>> BEGIN

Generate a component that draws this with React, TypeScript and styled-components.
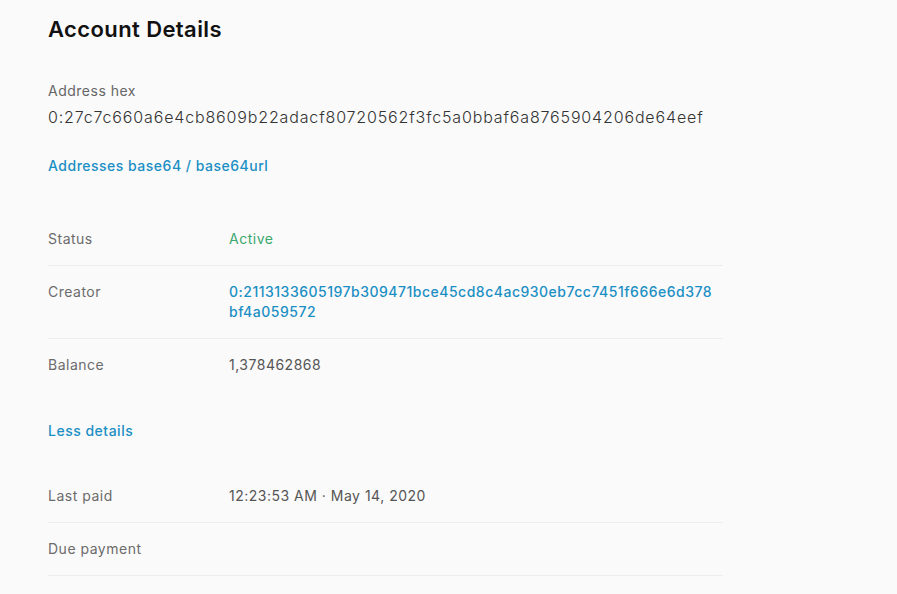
import React from "react";
import styled, { createGlobalStyle } from "styled-components";

const Global = createGlobalStyle`
  html, body { margin: 0; padding: 0; background: #fafafa; }
  body { font-family: Inter, Roboto, "Liberation Sans", sans-serif; -webkit-font-smoothing: antialiased; }
`;

const Page = styled.div`
  padding: 14px 0 0 48px;
  width: 675px;
  color: #333;
`;

const Title = styled.h1`
  margin: 0;
  font-size: 22px;
  line-height: 30px;
  font-weight: 600;
  letter-spacing: 0.4px;
  color: #111;
`;

const Field = styled.div`
  margin-top: 37px;
  display: flex;
  flex-direction: column;
`;

const FieldLabel = styled.div`
  font-size: 14px;
  line-height: 20px;
  letter-spacing: 0.5px;
  color: #666;
`;

const Hex = styled.div`
  font-size: 16px;
  line-height: 26px;
  font-weight: 300;
  letter-spacing: 0.85px;
  color: #333;
  margin-top: 3px;
`;

const Link = styled.a<{ $mt: number }>`
  display: block;
  margin-top: ${(p) => p.$mt}px;
  font-size: 14px;
  line-height: 20px;
  font-weight: 500;
  letter-spacing: 0.5px;
  color: #1a8fc4;
  text-decoration: none;
  cursor: pointer;
`;

const Table = styled.div<{ $mt: number }>`
  margin-top: ${(p) => p.$mt}px;
  display: flex;
  flex-direction: column;
`;

const Row = styled.div<{ $line?: boolean }>`
  display: grid;
  grid-template-columns: 181px 1fr;
  padding: 16px 0;
  border-bottom: 1px solid ${(p) => (p.$line ? "#ededed" : "transparent")};
  font-size: 14px;
  line-height: 20px;
  letter-spacing: 0.5px;
`;

const Label = styled.div`
  color: #6b6b6b;
`;

type Tone = "plain" | "green" | "link";
const Value = styled.div<{ $tone: Tone }>`
  color: ${(p) => (p.$tone === "green" ? "#3aa86f" : p.$tone === "link" ? "#1a8fc4" : "#555")};
  font-weight: ${(p) => (p.$tone === "link" ? 500 : 400)};
  word-break: break-all;
  max-width: 488px;
`;

export default function App() {
  return (
    <>
      <Global />
      <Page>
        <Title>Account Details</Title>
        <Field>
          <FieldLabel>Address hex</FieldLabel>
          <Hex>0:27c7c660a6e4cb8609b22adacf80720562f3fc5a0bbaf6a8765904206de64eef</Hex>
        </Field>
        <Link $mt={26}>Addresses base64 / base64url</Link>
        <Table $mt={37}>
          <Row $line>
            <Label>Status</Label>
            <Value $tone="green">Active</Value>
          </Row>
          <Row $line>
            <Label>Creator</Label>
            <Value $tone="link">0:2113133605197b309471bce45cd8c4ac930eb7cc7451f666e6d378bf4a059572</Value>
          </Row>
          <Row>
            <Label>Balance</Label>
            <Value $tone="plain">1,378462868</Value>
          </Row>
        </Table>
        <Link $mt={29}>Less details</Link>
        <Table $mt={29}>
          <Row $line>
            <Label>Last paid</Label>
            <Value $tone="plain">12:23:53 AM · May 14, 2020</Value>
          </Row>
          <Row $line>
            <Label>Due payment</Label>
            <Value $tone="plain"></Value>
          </Row>
        </Table>
      </Page>
    </>
  );
}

>> END

Repeat the material above verbatim, with no pictures in the output.

Generate a component that draws this with React, TypeScript and styled-components.
import React from "react";
import styled, { createGlobalStyle } from "styled-components";

const Global = createGlobalStyle`
  html, body { margin: 0; padding: 0; background: #fafafa; }
  body { font-family: Inter, Roboto, "Liberation Sans", sans-serif; -webkit-font-smoothing: antialiased; }
`;

const Page = styled.div`
  padding: 14px 0 0 48px;
  width: 675px;
  color: #333;
`;

const Title = styled.h1`
  margin: 0;
  font-size: 22px;
  line-height: 30px;
  font-weight: 600;
  letter-spacing: 0.4px;
  color: #111;
`;

const Field = styled.div`
  margin-top: 37px;
  display: flex;
  flex-direction: column;
`;

const FieldLabel = styled.div`
  font-size: 14px;
  line-height: 20px;
  letter-spacing: 0.5px;
  color: #666;
`;

const Hex = styled.div`
  font-size: 16px;
  line-height: 26px;
  font-weight: 300;
  letter-spacing: 0.85px;
  color: #333;
  margin-top: 3px;
`;

const Link = styled.a<{ $mt: number }>`
  display: block;
  margin-top: ${(p) => p.$mt}px;
  font-size: 14px;
  line-height: 20px;
  font-weight: 500;
  letter-spacing: 0.5px;
  color: #1a8fc4;
  text-decoration: none;
  cursor: pointer;
`;

const Table = styled.div<{ $mt: number }>`
  margin-top: ${(p) => p.$mt}px;
  display: flex;
  flex-direction: column;
`;

const Row = styled.div<{ $line?: boolean }>`
  display: grid;
  grid-template-columns: 181px 1fr;
  padding: 16px 0;
  border-bottom: 1px solid ${(p) => (p.$line ? "#ededed" : "transparent")};
  font-size: 14px;
  line-height: 20px;
  letter-spacing: 0.5px;
`;

const Label = styled.div`
  color: #6b6b6b;
`;

type Tone = "plain" | "green" | "link";
const Value = styled.div<{ $tone: Tone }>`
  color: ${(p) => (p.$tone === "green" ? "#3aa86f" : p.$tone === "link" ? "#1a8fc4" : "#555")};
  font-weight: ${(p) => (p.$tone === "link" ? 500 : 400)};
  word-break: break-all;
  max-width: 488px;
`;

export default function App() {
  return (
    <>
      <Global />
      <Page>
        <Title>Account Details</Title>
        <Field>
          <FieldLabel>Address hex</FieldLabel>
          <Hex>0:27c7c660a6e4cb8609b22adacf80720562f3fc5a0bbaf6a8765904206de64eef</Hex>
        </Field>
        <Link $mt={26}>Addresses base64 / base64url</Link>
        <Table $mt={37}>
          <Row $line>
            <Label>Status</Label>
            <Value $tone="green">Active</Value>
          </Row>
          <Row $line>
            <Label>Creator</Label>
            <Value $tone="link">0:2113133605197b309471bce45cd8c4ac930eb7cc7451f666e6d378bf4a059572</Value>
          </Row>
          <Row>
            <Label>Balance</Label>
            <Value $tone="plain">1,378462868</Value>
          </Row>
        </Table>
        <Link $mt={29}>Less details</Link>
        <Table $mt={29}>
          <Row $line>
            <Label>Last paid</Label>
            <Value $tone="plain">12:23:53 AM · May 14, 2020</Value>
          </Row>
          <Row $line>
            <Label>Due payment</Label>
            <Value $tone="plain"></Value>
          </Row>
        </Table>
      </Page>
    </>
  );
}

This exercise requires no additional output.